STATED TASK: Restate each line word for word. Leave out every picture.

INFORMATION SUPPLIED:
________________________________________
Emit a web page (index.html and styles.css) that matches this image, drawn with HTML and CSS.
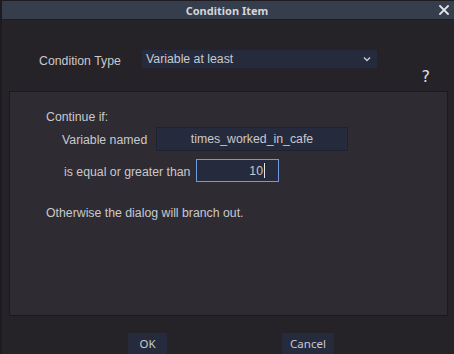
FILE: index.html
```html
<!DOCTYPE html>
<html>
<head>
<meta charset="utf-8">
<link rel="stylesheet" href="styles.css">
</head>
<body>
<div class="dialog">
  <div class="titlebar">
    <span class="title">Condition Item</span>
    <svg class="close" width="10" height="10" viewBox="0 0 10 10"><path d="M1 1 L9 9 M9 1 L1 9" stroke="#e6e6ea" stroke-width="1.8" stroke-linecap="square"/></svg>
  </div>
  <div class="type-row">
    <span class="type-label">Condition Type</span>
    <div class="dropdown">
      <span>Variable at least</span>
      <svg class="chev" width="8" height="6" viewBox="0 0 8 6"><path d="M1 1.5 L4 4.5 L7 1.5" fill="none" stroke="#c8c8d0" stroke-width="1.5"/></svg>
    </div>
  </div>
  <div class="help-row"><span class="help">?</span></div>
  <div class="panel">
    <div class="continue">Continue if:</div>
    <div class="field-row var-row">
      <span class="var-label">Variable named</span>
      <div class="input var-input">times_worked_in_cafe</div>
    </div>
    <div class="field-row num-row">
      <span class="num-label">is equal or greater than</span>
      <div class="input num-input focused">10<span class="caret"></span></div>
    </div>
    <div class="otherwise">Otherwise the dialog will branch out.</div>
  </div>
  <div class="footer">
    <button class="btn ok">OK</button>
    <button class="btn cancel">Cancel</button>
  </div>
</div>
</body>
</html>
```
FILE: styles.css
```css
html, body {
  margin: 0;
  padding: 0;
  background: #252328;
}
body {
  width: 454px;
  height: 354px;
  overflow: hidden;
  font-family: "Liberation Sans", Arial, sans-serif;
  font-size: 12.3px;
  color: #c9c9cd;
}
.dialog {
  display: flex;
  flex-direction: column;
  height: 354px;
  border-left: 2px solid #1d1b20;
  border-top: 1px solid #1d1b20;
  box-sizing: border-box;
}
.titlebar {
  height: 18px;
  background: #363d4d;
  border-bottom: 1px solid #1f1d22;
  display: flex;
  align-items: center;
  justify-content: center;
  position: relative;
}
.title {
  font-family: "Noto Sans", "DejaVu Sans", sans-serif;
  font-weight: bold;
  font-size: 11px;
  color: #d4d5d9;
  margin-left: -2px;
}
.close {
  position: absolute;
  right: 5px;
  top: 4px;
}
.type-row {
  display: flex;
  align-items: center;
  margin-top: 30px;
  padding-left: 37px;
  height: 18px;
}
.type-label {
  width: 103px;
  padding-top: 4px;
  white-space: nowrap;
}
.dropdown {
  width: 235px;
  height: 18px;
  background: #252b3c;
  display: flex;
  align-items: center;
  justify-content: space-between;
  padding: 0 5px 0 4px;
  box-sizing: border-box;
}
.chev {
  margin-right: 1px;
}
.help-row {
  height: 23px;
  display: flex;
  justify-content: flex-end;
  padding-right: 24px;
}
.help {
  font-family: "DejaVu Sans", sans-serif;
  font-size: 16px;
  color: #e0e0e4;
  line-height: 18px;
  margin-top: 0px;
}
.panel {
  margin: 0 6px 0 7px;
  height: 225px;
  box-sizing: border-box;
  background: #2e2b32;
  border: 1px solid #1b191e;
  padding: 16px 0 0 36px;
}
.continue {
  height: 18px;
  line-height: 18px;
}
.field-row {
  display: flex;
  align-items: center;
}
.var-row {
  margin-top: 1px;
  padding-left: 16px;
  height: 24px;
}
.var-label {
  width: 94px;
  padding-top: 2px;
  white-space: nowrap;
}
.input {
  background: #252b3c;
  box-sizing: border-box;
  display: flex;
  align-items: center;
}
.var-input {
  width: 192px;
  height: 24px;
  justify-content: center;
  border: 1px solid #1e2230;
}
.num-row {
  margin-top: 8px;
  padding-left: 18px;
  height: 23px;
}
.num-label {
  width: 132px;
  white-space: nowrap;
  padding-top: 2px;
}
.num-input {
  width: 83px;
  height: 23px;
  justify-content: flex-end;
  border: 1px solid #6d9be0;
  padding-right: 13px;
}
.caret {
  display: inline-block;
  width: 1px;
  height: 15px;
  background: #e6e6ea;
  margin-left: 1px;
}
.otherwise {
  margin-top: 24px;
  white-space: nowrap;
}
.footer {
  flex: 1;
  display: flex;
  align-items: flex-end;
}
.btn {
  font-family: "Noto Sans", "DejaVu Sans", sans-serif;
  font-size: 11.5px;
  color: #c9c9cd;
  background: #252b3c;
  border: none;
  height: 21px;
  padding: 0;
  margin: 0;
}
.ok {
  width: 39px;
  margin-left: 126px;
}
.cancel {
  width: 52px;
  margin-left: 115px;
}
```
________________________________________
SOLUTION TO THIS TASK:
Emit a web page (index.html and styles.css) that matches this image, drawn with HTML and CSS.
FILE: index.html
```html
<!DOCTYPE html>
<html>
<head>
<meta charset="utf-8">
<link rel="stylesheet" href="styles.css">
</head>
<body>
<div class="dialog">
  <div class="titlebar">
    <span class="title">Condition Item</span>
    <svg class="close" width="10" height="10" viewBox="0 0 10 10"><path d="M1 1 L9 9 M9 1 L1 9" stroke="#e6e6ea" stroke-width="1.8" stroke-linecap="square"/></svg>
  </div>
  <div class="type-row">
    <span class="type-label">Condition Type</span>
    <div class="dropdown">
      <span>Variable at least</span>
      <svg class="chev" width="8" height="6" viewBox="0 0 8 6"><path d="M1 1.5 L4 4.5 L7 1.5" fill="none" stroke="#c8c8d0" stroke-width="1.5"/></svg>
    </div>
  </div>
  <div class="help-row"><span class="help">?</span></div>
  <div class="panel">
    <div class="continue">Continue if:</div>
    <div class="field-row var-row">
      <span class="var-label">Variable named</span>
      <div class="input var-input">times_worked_in_cafe</div>
    </div>
    <div class="field-row num-row">
      <span class="num-label">is equal or greater than</span>
      <div class="input num-input focused">10<span class="caret"></span></div>
    </div>
    <div class="otherwise">Otherwise the dialog will branch out.</div>
  </div>
  <div class="footer">
    <button class="btn ok">OK</button>
    <button class="btn cancel">Cancel</button>
  </div>
</div>
</body>
</html>
```
FILE: styles.css
```css
html, body {
  margin: 0;
  padding: 0;
  background: #252328;
}
body {
  width: 454px;
  height: 354px;
  overflow: hidden;
  font-family: "Liberation Sans", Arial, sans-serif;
  font-size: 12.3px;
  color: #c9c9cd;
}
.dialog {
  display: flex;
  flex-direction: column;
  height: 354px;
  border-left: 2px solid #1d1b20;
  border-top: 1px solid #1d1b20;
  box-sizing: border-box;
}
.titlebar {
  height: 18px;
  background: #363d4d;
  border-bottom: 1px solid #1f1d22;
  display: flex;
  align-items: center;
  justify-content: center;
  position: relative;
}
.title {
  font-family: "Noto Sans", "DejaVu Sans", sans-serif;
  font-weight: bold;
  font-size: 11px;
  color: #d4d5d9;
  margin-left: -2px;
}
.close {
  position: absolute;
  right: 5px;
  top: 4px;
}
.type-row {
  display: flex;
  align-items: center;
  margin-top: 30px;
  padding-left: 37px;
  height: 18px;
}
.type-label {
  width: 103px;
  padding-top: 4px;
  white-space: nowrap;
}
.dropdown {
  width: 235px;
  height: 18px;
  background: #252b3c;
  display: flex;
  align-items: center;
  justify-content: space-between;
  padding: 0 5px 0 4px;
  box-sizing: border-box;
}
.chev {
  margin-right: 1px;
}
.help-row {
  height: 23px;
  display: flex;
  justify-content: flex-end;
  padding-right: 24px;
}
.help {
  font-family: "DejaVu Sans", sans-serif;
  font-size: 16px;
  color: #e0e0e4;
  line-height: 18px;
  margin-top: 0px;
}
.panel {
  margin: 0 6px 0 7px;
  height: 225px;
  box-sizing: border-box;
  background: #2e2b32;
  border: 1px solid #1b191e;
  padding: 16px 0 0 36px;
}
.continue {
  height: 18px;
  line-height: 18px;
}
.field-row {
  display: flex;
  align-items: center;
}
.var-row {
  margin-top: 1px;
  padding-left: 16px;
  height: 24px;
}
.var-label {
  width: 94px;
  padding-top: 2px;
  white-space: nowrap;
}
.input {
  background: #252b3c;
  box-sizing: border-box;
  display: flex;
  align-items: center;
}
.var-input {
  width: 192px;
  height: 24px;
  justify-content: center;
  border: 1px solid #1e2230;
}
.num-row {
  margin-top: 8px;
  padding-left: 18px;
  height: 23px;
}
.num-label {
  width: 132px;
  white-space: nowrap;
  padding-top: 2px;
}
.num-input {
  width: 83px;
  height: 23px;
  justify-content: flex-end;
  border: 1px solid #6d9be0;
  padding-right: 13px;
}
.caret {
  display: inline-block;
  width: 1px;
  height: 15px;
  background: #e6e6ea;
  margin-left: 1px;
}
.otherwise {
  margin-top: 24px;
  white-space: nowrap;
}
.footer {
  flex: 1;
  display: flex;
  align-items: flex-end;
}
.btn {
  font-family: "Noto Sans", "DejaVu Sans", sans-serif;
  font-size: 11.5px;
  color: #c9c9cd;
  background: #252b3c;
  border: none;
  height: 21px;
  padding: 0;
  margin: 0;
}
.ok {
  width: 39px;
  margin-left: 126px;
}
.cancel {
  width: 52px;
  margin-left: 115px;
}
```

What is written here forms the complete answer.